Calculator
Example Data Table
| Team | Period | Total | Success | Failed | Rollbacks | Hotfixes | Success Rate |
|---|---|---|---|---|---|---|---|
| Platform | 2026-02-01 → 2026-02-28 | 120 | 118 | 1 | 1 | 0 | 98.33% |
| Payments | 2026-02-01 → 2026-02-28 | 75 | 73 | 1 | 0 | 1 | 97.33% |
| Mobile | 2026-02-01 → 2026-02-28 | 42 | 41 | 0 | 0 | 1 | 97.62% |
These rows are illustrative. Your real rates depend on how you classify failures, rollbacks, and hotfixes.
Formula Used
- Success Rate (%) = (Successful ÷ Effective Total) × 100
- Change Failure Rate (%) = ((Failed + Rollbacks + Hotfixes) ÷ Effective Total) × 100
- Error Budget Remaining = (Effective Total × (1 − Target/100)) − (Effective Total − Successful)
- Trend (pp) = Current Success Rate − Previous Success Rate
How to Use This Calculator
- Enter your deployment counts for the selected period.
- Choose whether maintenance deployments should be excluded.
- Set a target success rate aligned with your release policy.

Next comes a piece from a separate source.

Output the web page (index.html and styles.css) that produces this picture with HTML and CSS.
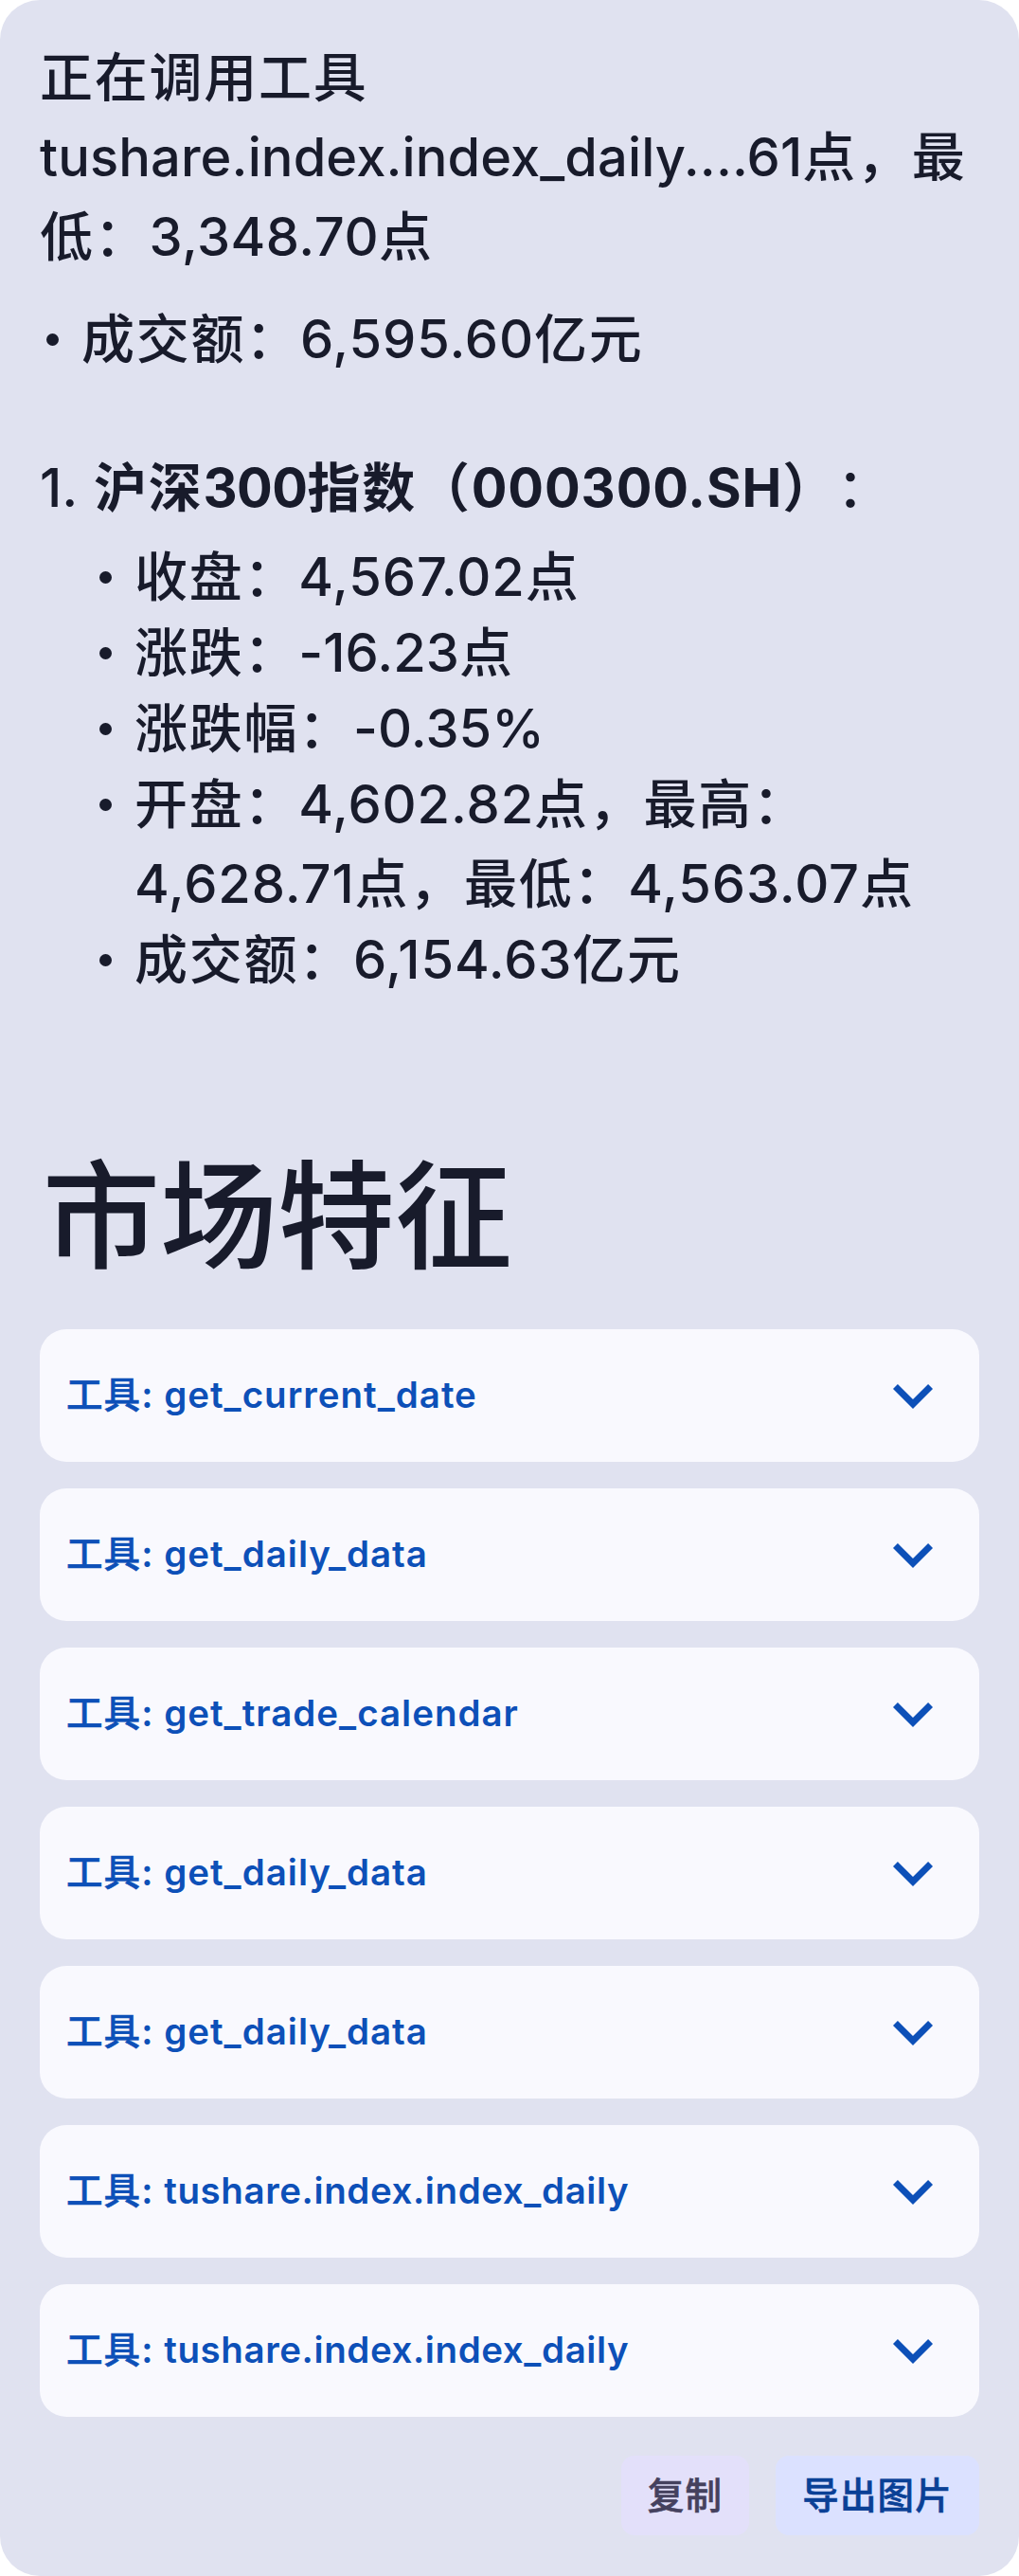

- Optionally add the previous period success rate for trend.
- Click Calculate to see metrics and a report table.
- Use Download CSV or Download PDF for sharing.
FAQs
1) What counts as a successful deployment?
A deployment that completes and delivers the intended change without rollback, hotfix, or emergency remediation. Align definitions across teams for consistent reporting.
2) Should rollbacks be included as failures?
Usually yes, because they represent an unsuccessful change reaching production. This calculator also includes rollbacks inside Change Failure Rate for a broader reliability view.
3) What is Change Failure Rate and why track it?
Change Failure Rate measures deployments that caused incidents or required fixes. It’s widely used to show release quality beyond simple success counts.
4) Why exclude maintenance deployments?
Maintenance can inflate totals without reflecting feature delivery risk. Excluding them can make operational success rate more meaningful for engineering outcomes.
5) How should I set a target success rate?
Start with your risk tolerance and current baseline. Many teams choose 99%+ for mature pipelines, then improve gradually with better testing and rollout controls.
6) What does “error budget remaining” mean here?
It estimates how many unsuccessful deployments you can still tolerate while meeting the target. Negative values indicate the target has already been exceeded by failures.
7) How often should I calculate and share this report?
Weekly for fast feedback, or monthly for leadership summaries. Keep the period consistent so trends and comparisons stay reliable across releases.